By ADAM FALLUJI – STAFF WRITER

Centre professors have amassed years of insight and experience that they readily offer to those who seek them out. This makes getting to know your professors not only advantageous, but an essential component of what the Centre experience truly has to offer.

To this end I decided to talk to Assistant Professor of Religion Dr. Christian Haskett to see if I could shed some light on his interests outside of the classroom.

Dr. Haskett invited me over to his house to hold our interview. I had been to his house once before for his first-ever Burrito Night, a relaxing evening for all students to enjoy creating and consuming burritos at home with him and his family.

Dr. Haskett told me that he maintains two hobbies above all—fishing and composting.

While out in his backyard, Dr. Haskett showed me the corner section where his compost pile was maintained.

“I get palettes and make them into square boxes with zip ties or a mesh thing. I never like to spend too much money on this. [I spend] 25 dollars per-year at the most. I’m kind of a cheapskate,” Dr. Haskett said. “You can use all manners of things that come out of your kitchen for the compost because it all rots.”

Despite it not being his particular area of study, Dr. Haskett was knowledgeable of the process

“In Buddhism we talk a lot about impermanence—death, birth, rebirth and so on. And so what I like about compost is it’s naturally occurring. You don’t have to make it happen and it’s pretty remarkable that if you get the mix right, being the right balance of carbon and nitrogen, it heats up and it’ll actually get up to 160 degrees. [It becomes] hot-enough that you’ll have little pockets of methane in there that will explode and so you get these little burned bits in there,” Dr. Haskett said. “So you mix all that together and depending on how actively it’s managed it’ll eventually turn into dirt somewhere between two weeks and six months later.”

Once I had a greater appreciation for the process behind the practice, I began to ponder what about composting drew Dr. Haskett’s interest.

By using ordinary items from his trash can (above), Dr. Haskett (top) has been able to easily create a backyard hobby, a compost pile.
By using ordinary items from his trash can (above), Dr. Haskett (top) has been able to easily create a backyard hobby, a compost pile.

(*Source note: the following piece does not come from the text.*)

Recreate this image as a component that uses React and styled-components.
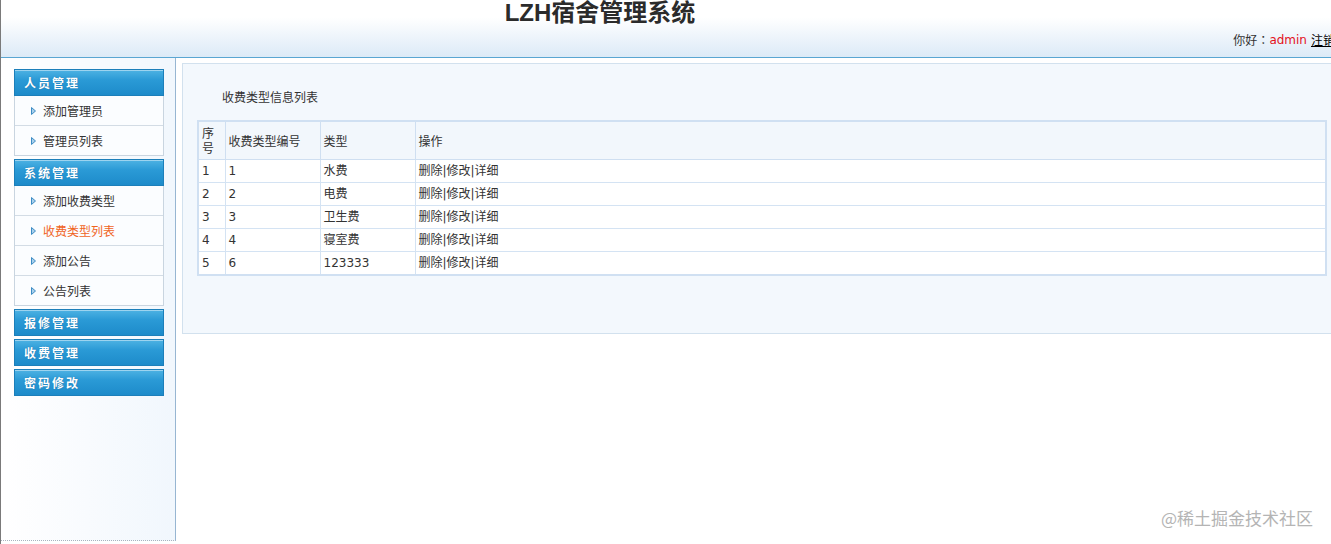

“I have a dark side. Death and destruction and mayhem have a certain appeal to me and compost is all about stuff dying and breaking down. And out of that comes something that’s, I guess, fertilizer,” Dr. Haskett said. “I never stick around long-enough to find that out. But that’s what they tell me they do with it. So I think it works for that.“

Dr. Haskett has a personal connection with the process, epecially since the hobby was always a part of his dream of eventually settling down in a town like Danville.

“I think somewhere in the murky depths of history,” Dr. Haskett said, “I had this notion that I would probably end up teaching [in] someplace like

[Danville] and we would have a little more land and we would farm and raise our own crops.”

Dr. Haskett also combines this outdoor hobby with his life as a professor.

“We’ve had a Halloween party here over the past two years and so we get about 45 pumpkins. We have students come over and carve them up and then dump the remains in the compost,” Dr. Haskett said. “But nobody ever gets all the seeds out. So we have at least two or three pumpkins to grow.”

Especially due to our society’s push toward becoming a friend to the environment and paying attention to our carbon footprint, Dr. Haskett points out that his hobby fits right into this pattern of going green.

“We have recycling programs and we have attention given to resource usage. [Composting is] an amazingly easy thing to do,” Dr. Haskett said.

Apart from sharing his house with students, Dr. Haskett likewise shares insight that he has drawn from his experience with composting to anyone

and everyone. When thinking about his backyard hobby, a deeper meaning comes to the surface that relates to his lectures at Centre.

“In a very small way it reconnects me to the processes of growth and production and reproduction,” Dr. Haskett said. “It’s a different kind of natural connection. Not the kind involving puppies, but rather the really dead, stinky, rotting stuff. That’s chipper, isn’t it?”